Bir arkadaşımın dediği gibi: "2. sınıf olsak daha küçüksün derler almazlar, son sınıf olsak şimdiye kadar niye tecrübe edinmedin derler almazlar."

Farkındaysanız şimdiye kadar anlattıklarım sadece staj bulma çabalarından ibaret. Stajın niteliği, kişinin ihtiyaçlarıyla uyuşup uyuşmadığı gibi konular ikinci üçüncü hatta sonuncu planda kalıyor. Tüm bunların sonunda da ülkemizde neden işsizlik düşmüyor, nitelikli eleman neden çıkmıyor deniyor.
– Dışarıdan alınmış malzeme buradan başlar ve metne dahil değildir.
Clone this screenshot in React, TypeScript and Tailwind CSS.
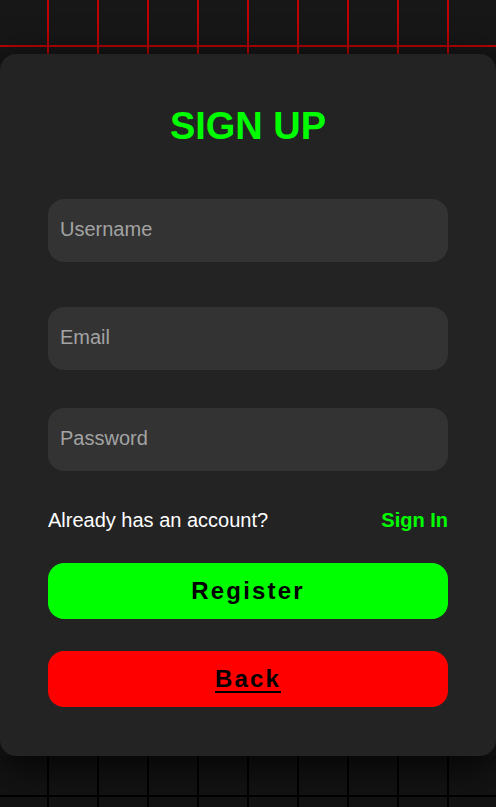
import React, { useState } from 'react';

// Sign up card over a grid background
export default function App() {
  const [username, setUsername] = useState('');
  const [email, setEmail] = useState('');
  const [password, setPassword] = useState('');

  return (
    <div
      className="min-h-screen flex flex-col bg-[#171717]"
      style={{ fontFamily: '"Liberation Sans", Arial, sans-serif' }}
    >
      {/* Top strip - red grid */}
      <div className="h-[54px] shrink-0 bg-[#171717] bg-[linear-gradient(to_right,#c00000_0px,#c00000_2px,transparent_2px),linear-gradient(to_bottom,#c00000_0px,#c00000_2px,transparent_2px)] bg-[size:50px_50px] bg-[position:47px_45px]" />

      {/* Card */}
      <div className="relative z-10 w-full bg-[#232323] rounded-2xl shadow-[0_8px_40px_rgba(0,0,0,0.85)] px-12 pt-[50px] pb-[49px]">
        <h1 className="text-[38px] leading-[44px] font-bold text-[#00ff00] text-center">SIGN UP</h1>

        <form className="flex flex-col" onSubmit={(e) => e.preventDefault()}>
          <input
            type="text"
            value={username}
            onChange={(e) => setUsername(e.target.value)}
            placeholder="Username"
            className="mt-[51px] h-[63px] w-full rounded-2xl bg-[#333333] pl-3 pb-0.5 text-[20px] text-white placeholder:text-[#a3a3a3] outline-none"
          />
          <input
            type="email"
            value={email}
            onChange={(e) => setEmail(e.target.value)}
            placeholder="Email"
            className="mt-[45px] h-[63px] w-full rounded-2xl bg-[#333333] pl-3 pb-0.5 text-[20px] text-white placeholder:text-[#a3a3a3] outline-none"
          />
          <input
            type="password"
            value={password}
            onChange={(e) => setPassword(e.target.value)}
            placeholder="Password"
            className="mt-[38px] h-[63px] w-full rounded-2xl bg-[#333333] pl-3 pb-0.5 text-[20px] text-white placeholder:text-[#a3a3a3] outline-none"
          />

          <div className="mt-[35px] flex items-center justify-between text-[20px] leading-[28px]">
            <span className="text-white">Already has an account?</span>
            <a href="#" className="font-bold text-[#00ff00]">Sign In</a>
          </div>

          <button
            type="submit"
            className="mt-[29px] h-14 w-full rounded-2xl bg-[#00ff00] text-[24px] font-bold tracking-[0.09em] text-black"
          >
            Register
          </button>
          <button
            type="button"
            className="mt-8 h-14 w-full rounded-2xl bg-[#ff0000] text-[24px] font-bold tracking-[0.09em] text-black underline underline-offset-4"
          >
            Back
          </button>
        </form>
      </div>

      {/* Bottom strip - dark grid */}
      <div className="flex-1 min-h-[51px] bg-[#131313] bg-[linear-gradient(to_right,#000_0px,#000_2px,transparent_2px),linear-gradient(to_bottom,#000_0px,#000_2px,transparent_2px)] bg-[size:50px_50px] bg-[position:47px_39px]" />
    </div>
  );
}
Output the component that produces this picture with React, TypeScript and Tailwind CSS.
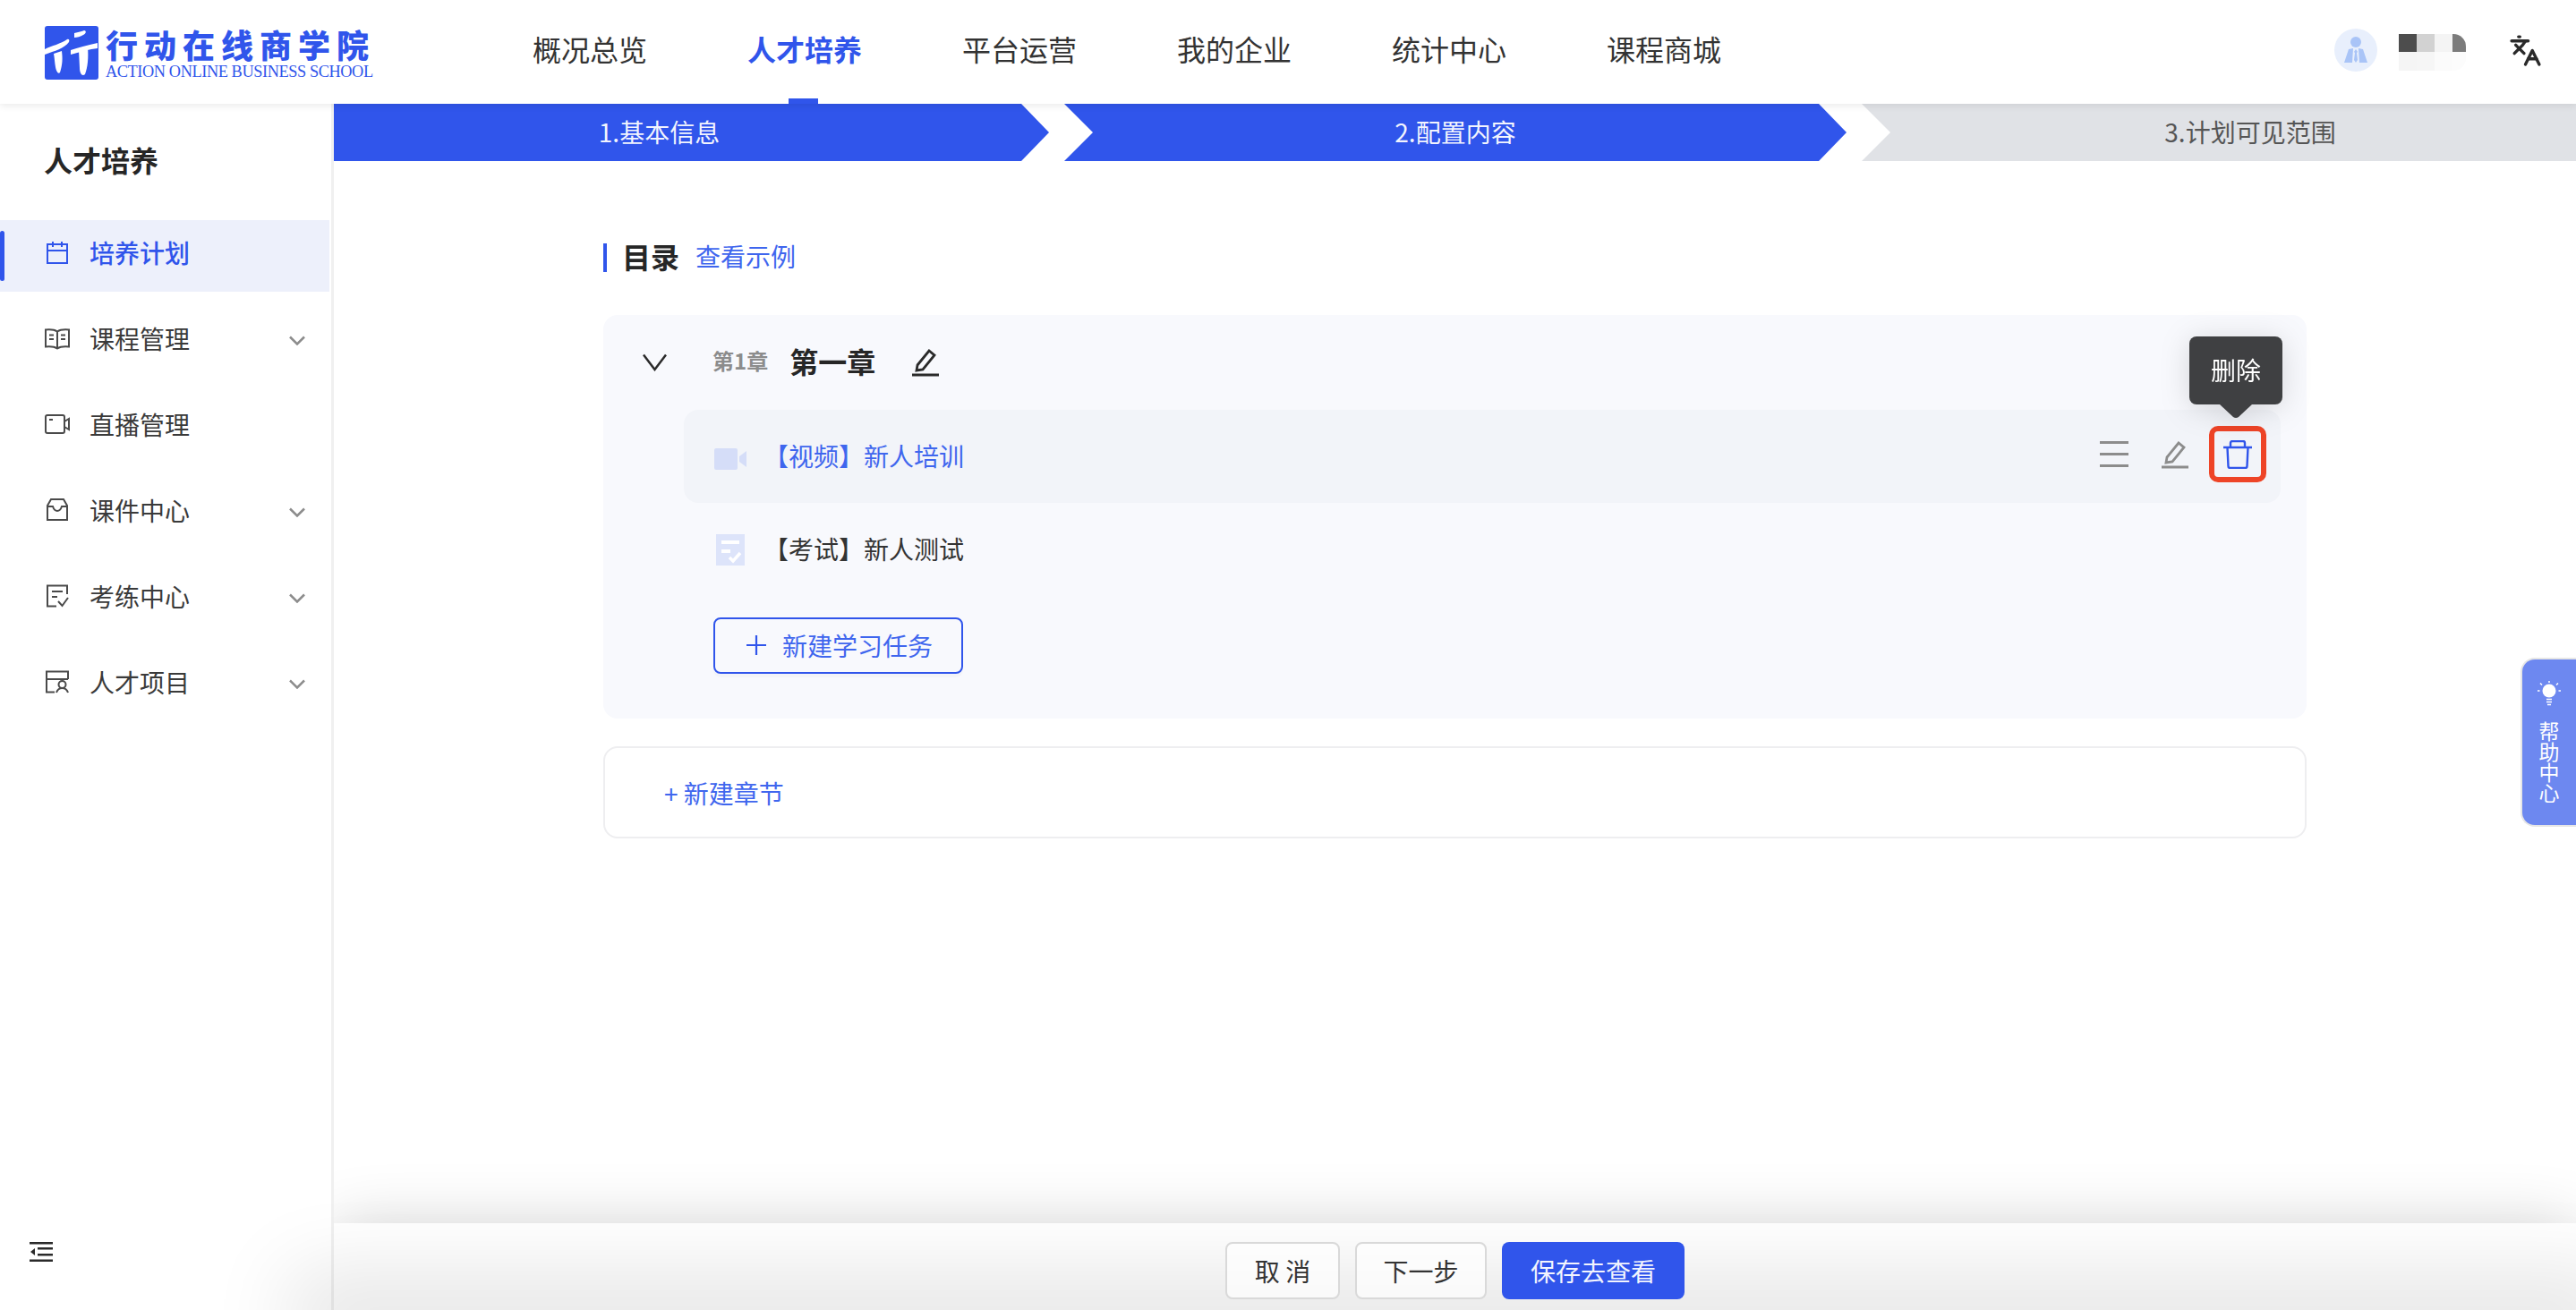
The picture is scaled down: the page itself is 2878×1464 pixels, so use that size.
import React from "react";
import { Languages } from "lucide-react";

const G = "#4a4a4a";
const Svg = ({ children, s = 28, c = G, w = 2, box = 28 }: any) => (
  <svg width={s} height={s} viewBox={`0 0 ${box} ${box}`} fill="none" stroke={c} strokeWidth={w} className="shrink-0">{children}</svg>
);

const IconPlan = () => (
  <Svg c="#3055eb"><rect x="3" y="5" width="22" height="21" /><path d="M3 12h22M9 2v6M19 2v6" /></Svg>
);
const IconBook = () => (
  <Svg><path d="M14 6.500C11 4.500 6 4 1 4.500v19c5-.5 10 0 13 2 3-2 8-2.500 13-2v-19c-5-.500-10 0-13 2zM14 6.500v19M5 10.500h5M5 15h5M18 10.500h5M18 15h5" /></Svg>
);
const IconLive = () => (
  <Svg><rect x="1" y="4" width="21" height="20" rx="2" /><path d="M22 11l5-3v12l-5-3M5 9h4" /></Svg>
);
const IconWare = () => (
  <Svg><path d="M7 2h14l4 7v16H3V9zM3 10h6c1 3 3 5 5 5s4-2 5-5h6" /></Svg>
);
const IconExam = () => (
  <Svg><path d="M25 12V2.500H3V25.500h10M8 9h12M8 15h6M15 20l4.500 5L26 16" /></Svg>
);
const IconProject = () => (
  <Svg><path d="M26 11V2.500H2V25.500h9M2 11h24" /><circle cx="19.500" cy="17" r="4" /><path d="M13 26c1-3 3.500-5 6.500-5s5.500 2 6.500 5" /></Svg>
);
const Chevron = () => (
  <svg width="18" height="11" viewBox="0 0 18 11" fill="none" stroke="#8c8c8c" strokeWidth="2.500" className="shrink-0"><path d="M1 1.500l8 8 8-8" /></svg>
);
const Pencil = ({ c, w = 2.800 }: { c: string; w?: number }) => (
  <Svg s={32} box={32} c={c} w={w}><path d="M7 19L20 3l6 5L13 24l-7 1zM1 30h30" /></Svg>
);

const Logo = () => (
  <div className="flex items-start gap-[8px] mt-[1px]">
    <svg width="60" height="60" viewBox="0 0 60 60" className="shrink-0">
      <rect width="60" height="60" rx="3" fill="#3055eb" />
      <path d="M0 26C8 22 18 20 25 15c2-1 3 1 2 3-5 7-16 10-27 14zM29 27c8-3 18-5 30-8v6c-9 1-19 4-30 7zM33 8c4-1 9-2 11-3 3 0 2 4-1 5-3 2-7 3-10 3zM10 31l9-3c1 8 1 15-2 24-2 2-4-1-5-6-1-5-1-10-2-15zM38 27l10-3c1 11 0 22-3 30-3 3-6-1-6-7z" fill="#fff" />
    </svg>
    <div className="flex flex-col">
      <span className="text-[36px] leading-[40px] font-black text-[#3055eb] tracking-[7px] whitespace-nowrap">行动在线商学院</span>
      <span className="font-['Liberation_Serif',serif] text-[18.300px] leading-[16px] mt-[3px] text-[#3055eb] whitespace-nowrap tracking-[-0.400px]">ACTION ONLINE BUSINESS SCHOOL</span>
    </div>
  </div>
);

const navs = ["概况总览", "人才培养", "平台运营", "我的企业", "统计中心", "课程商城"];

const Header = () => (
  <header className="relative z-20 h-[116px] shrink-0 bg-white flex items-center shadow-[0_2px_8px_rgba(0,0,0,0.09)]">
    <div className="ml-[50px] w-[545px] shrink-0"><Logo /></div>
    <nav className="flex gap-[112px] h-full">
      {navs.map((n, i) => (
        <div key={n} className={`relative h-full flex items-center text-[32px] pb-[8px] ${i === 1 ? "text-[#3055eb] font-semibold" : "text-[#333333]"}`}>
          {n}
          {i === 1 && <span className="absolute bottom-0 left-[46px] w-[33px] h-[6px] bg-[#3055eb]" />}
        </div>
      ))}
    </nav>
    <div className="ml-auto flex items-center">
      <div className="mb-[4px] w-[48px] h-[48px] rounded-full bg-[#e8effc] flex items-center justify-center">
        <svg width="28" height="30" viewBox="0 0 28 30" fill="#a9c4f7"><circle cx="14" cy="6" r="6" /><path d="M6 14l5-1-1 16H1zM22 14l-5-1 1 16h9z" /><path d="M14 14l2 3-1 1 1 8-2 3-2-3 1-8-1-1z" /></svg>
      </div>
      <div className="ml-[24px] w-[75px] h-[41px] grid grid-cols-[20px_20px_20px_15px] grid-rows-2 rounded-r-[14px] overflow-hidden">
        <span className="bg-[#4d4d4d]" /><span className="bg-[#d2d2d2]" /><span className="bg-[#f4f4f4]" /><span className="bg-[#7c7c7c]" />
        <span className="bg-[#f5f5f5]" /><span className="bg-[#f6f6f6]" /><span className="bg-[#fbfbfb]" /><span className="bg-[#fcfcfc]" />
      </div>
      <Languages size={37} strokeWidth={2.200} color="#2a2a2a" className="ml-[48px] mr-[38px] mb-[3px]" />
    </div>
  </header>
);

const menu = [
  { t: "课程管理", I: IconBook, c: true },
  { t: "直播管理", I: IconLive, c: false },
  { t: "课件中心", I: IconWare, c: true },
  { t: "考练中心", I: IconExam, c: true },
  { t: "人才项目", I: IconProject, c: true },
];

const Sidebar = () => (
  <aside className="w-[373px] shrink-0 border-r-[3px] border-[#f0f0f0] bg-white flex flex-col relative">
    <div className="h-[130px] pl-[49px] pb-[6px] flex items-center text-[32px] font-semibold text-[#262626]">人才培养</div>
    <div className="flex flex-col gap-[16px] w-[368px]">
      <div className="relative h-[80px] bg-[#edf0fb] flex items-center pl-[50px] pb-[8px] gap-[22px] text-[28px] font-medium text-[#3055eb]">
        <span className="absolute left-0 top-[12px] w-[5px] h-[56px] rounded-full bg-[#3055eb]" />
        <IconPlan />
        培养计划
      </div>
      {menu.map(({ t, I, c }) => (
        <div key={t} className="h-[80px] flex items-center pl-[50px] pb-[8px] gap-[22px] text-[28px] text-[#3a3a3a]">
          <I />
          <span className="flex-1">{t}</span>
          {c && <span className="mr-[27px] mt-[5px]"><Chevron /></span>}
        </div>
      ))}
    </div>
    <div className="mt-auto pl-[33px] pb-[54px]">
      <svg width="26" height="22" viewBox="0 0 26 22" fill="#2a2a2a" className="block"><rect y="0" width="26" height="2.500" /><rect x="9" y="6" width="17" height="2.500" /><rect x="9" y="13" width="17" height="2.500" /><rect y="19.500" width="26" height="2.500" /><path d="M1 11l5-4v8z" /></svg>
    </div>
  </aside>
);

const Steps = () => (
  <div className="flex gap-[17px] h-[64px] shrink-0 text-[28px]">
    <div className="w-[799px] pr-[72px] pb-[2px] bg-[#3055eb] text-[#f2f4fe] flex items-center justify-center [clip-path:polygon(0_0,calc(100%-31px)_0,100%_50%,calc(100%-31px)_100%,0_100%)]">1.基本信息</div>
    <div className="w-[874px] pb-[2px] bg-[#3055eb] text-[#f2f4fe] flex items-center justify-center [clip-path:polygon(0_0,calc(100%-31px)_0,100%_50%,calc(100%-31px)_100%,0_100%,32px_50%)]">2.配置内容</div>
    <div className="w-[798px] pl-[70px] pb-[2px] bg-[#e0e2e6] text-[#555555] flex items-center justify-center [clip-path:polygon(0_0,100%_0,100%_100%,0_100%,32px_50%)]">3.计划可见范围</div>
  </div>
);

const Content = () => (
  <div className="flex-1 min-h-0 px-[301px] pt-[92px]">
    <div className="flex items-start h-[32px]">
      <span className="w-[4px] h-[32px] bg-[#3055eb]" />
      <span className="ml-[17px] h-[32px] leading-[28px] text-[32px] font-semibold text-[#262626]">目录</span>
      <span className="ml-[18px] h-[32px] leading-[28px] text-[28px] text-[#3f66ee]">查看示例</span>
    </div>
    <div className="mt-[48px] h-[451px] rounded-[16px] bg-[#f8f9fd]">
      <div className="h-[106px] pl-[44px] flex items-center">
        <svg width="27" height="20" viewBox="0 0 27 20" fill="none" stroke="#2a2a2a" strokeWidth="2.500" className="shrink-0"><path d="M1 1.500L13.500 18 26 1.500" /></svg>
        <span className="ml-[51px] text-[24px] font-semibold text-[#8c8c8c] mb-[4px]">第1章</span>
        <span className="ml-[24px] text-[32px] font-semibold text-[#262626] mb-[4px]">第一章</span>
        <span className="ml-[40px] flex"><Pencil c="#2a2a2a" /></span>
      </div>
      <div className="ml-[90px] mr-[29px]">
        <div className="relative h-[104px] rounded-[16px] bg-[#f2f4f9] pl-[34px] pr-[16px] flex items-center">
          <span className="w-[36px] flex justify-center mt-[6px]">
            <svg width="36" height="24" viewBox="0 0 36 24" fill="#d5ddf8"><rect width="26" height="24" rx="2" /><path d="M28 9l8-6v18l-8-6z" /></svg>
          </span>
          <span className="ml-[19px] flex-1 text-[28px] text-[#3f66ee] mb-[2px]">【视频】新人培训</span>
          <div className="flex items-center mb-[5px]">
            <svg width="32" height="29" viewBox="0 0 32 29" fill="#8c8c8c" className="shrink-0"><rect width="32" height="3" /><rect y="13" width="32" height="3" /><rect y="26" width="32" height="3" /></svg>
            <span className="ml-[36px] flex"><Pencil c="#8c8c8c" /></span>
            <span className="ml-[22px] w-[64px] h-[63px] rounded-[10px] border-[6px] border-[#ee4427] flex items-center justify-center">
              <Svg s={32} box={32} c="#3055eb" w={2.400}><path d="M0 8h32M4.500 8l1 21c0 1 1 2 2 2h17c1 0 2-1 2-2l1-21M8 8V3c0-1 1-2 2-2h12c1 0 2 1 2 2v5" /></Svg>
            </span>
          </div>
          <div className="absolute right-[-2px] top-[-82px] flex flex-col items-center drop-shadow-[0_4px_16px_rgba(0,0,0,0.14)]">
            <div className="w-[104px] h-[76px] rounded-[8px] bg-[#3f4042] text-white text-[28px] flex items-center justify-center pb-[2px]">删除</div>
            <svg width="36" height="15" viewBox="0 0 36 15" fill="#3f4042" className="block"><path d="M0 0h36L21 14c-1.500 1.300-4.500 1.300-6 0z" /></svg>
          </div>
        </div>
        <div className="h-[104px] pl-[34px] flex items-center">
          <span className="w-[36px] flex justify-center">
            <svg width="32" height="35" viewBox="0 0 32 35" className="shrink-0"><rect width="32" height="35" fill="#dde4fa" /><rect x="6" y="7" width="20" height="4" fill="#fff" /><rect x="6" y="17" width="10" height="4" fill="#fff" /><path d="M15 26l4 4 8-9" fill="none" stroke="#fff" strokeWidth="3.500" /></svg>
          </span>
          <span className="ml-[19px] text-[28px] text-[#333333] mb-[3px]">【考试】新人测试</span>
        </div>
        <button className="mt-[24px] ml-[33px] w-[279px] h-[63px] rounded-[8px] border-2 border-[#3055eb] shadow-[0_4px_0_rgba(0,0,0,0.02)] flex items-center pl-[35px] pb-[2px] text-[28px] text-[#3f66ee]">
          <svg width="22" height="22" viewBox="0 0 22 22" stroke="#3055eb" strokeWidth="2.200" className="shrink-0"><path d="M11 0v22M0 11h22" /></svg>
          <span className="ml-[18px]">新建学习任务</span>
        </button>
      </div>
    </div>
    <div className="mt-[31px] h-[103px] rounded-[16px] border-2 border-[#eeeef0] pl-[66px] flex items-center text-[28px] text-[#3f66ee]">+ 新建章节</div>
  </div>
);

const Footer = () => (
  <div className="relative h-[97px] shrink-0 bg-white flex items-center justify-center gap-[17px] pt-[9px] text-[28px] shadow-[0_0_70px_rgba(0,0,0,0.16)]">
    <button className="w-[128px] h-[64px] rounded-[8px] border-2 border-[#d9d9d9] bg-white/70 text-[#333333] relative z-10">取 消</button>
    <button className="w-[147px] h-[64px] rounded-[8px] border-2 border-[#d9d9d9] bg-white/70 text-[#333333] relative z-10">下一步</button>
    <button className="w-[204px] h-[64px] rounded-[8px] bg-[#3055eb] text-[#f2f4fe] relative z-10">保存去查看</button>
  </div>
);

export default function App() {
  return (
    <div className="relative w-[2878px] h-[1464px] overflow-hidden flex flex-col bg-white font-['Noto_Sans_CJK_SC',sans-serif]">
      <Header />
      <div className="flex flex-1 min-h-0">
        <Sidebar />
        <main className="relative flex-1 min-w-0 flex flex-col overflow-hidden">
          <Steps />
          <Content />
          <Footer />
        </main>
      </div>
      <div className="pointer-events-none absolute left-[373px] right-0 bottom-[-6px] h-0 shadow-[0_0_90px_50px_rgba(0,0,0,0.1)] z-0" />
      <div className="absolute right-0 top-[735px] w-[62px] h-[189px] rounded-l-[16px] border-2 border-r-0 border-[#e6e6e6] bg-[#6d88f0] flex flex-col items-center z-30 pt-[24px]">
        <svg width="26" height="28" viewBox="0 0 26 28" fill="#fff" className="shrink-0"><circle cx="13" cy="11" r="7.500" /><path d="M13 0v2M3 2.500l2 2M23 2.500l-2 2M0 11h2.500M26 11h-2.500M10 20.500h6M10 23.500h6M11 26.500h4" stroke="#fff" strokeWidth="1.500" /></svg>
        <span className="mt-[16px] w-[24px] text-[23px] leading-[23px] text-white text-center">帮助中心</span>
      </div>
    </div>
  );
}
Düşünün; bu anlattığım sadece staj. 1 aylık, çoğu öğrenciye hiçbir şey katmayan - çoğu zaman da bizim katmadığını sandığımız - kısacık süren ve firmayı bağlamayan bir tek staj. Bunun için bile canımız çıktığı halde mezun olduktan sonra başımıza gelecekleri tahmin bile edemiyor ve yazımın sonuna doğru tekrar belirtmek istiyorum: Kariyer = Modern Kölelik

Neden en büyük hayalim bir şirketin bilmem kaçıncı seviyede konumuna gelmek olsun ki? Neden hayatta en çok bunu isteyeyim? Ben seçtiğim sektörlerden birinde işimi düzgün yapabileceğim bir uzmanlık alanım olsun istiyorum sadece, daha fazlasını değil. Hayatta benim için daha önemli şeyler de var; insanları mutlu etmek, güzel bir yuva kurmak, ülkemin gelişmesine katkıda bulunmak gibi.

Bu serzenişlerle dolu yazımı pek sevgili J. D. Salinger'ın Catcher in the Rye romanından Holden Caulfield'ın sözleriyle bitiriyorum:

"Life is a game, boy. Life is a game that one plays according to the rules." "Yes, sir. I know it is. I know it." Game, my ass. Some game. If you get on the side where all the hot-shots are, then it's a game, all right — I'll admit that. But if you get on the other side, where there aren't any hot-shots, then what's a game about it? Nothing. No game.

Not: Eğer beni blog yazıyorum diye işe alacaksanız nolur almayın sayın İK müdürleri, olur mu? Yüzüme bakın, beni tanımaya çalışın ve öyle alın.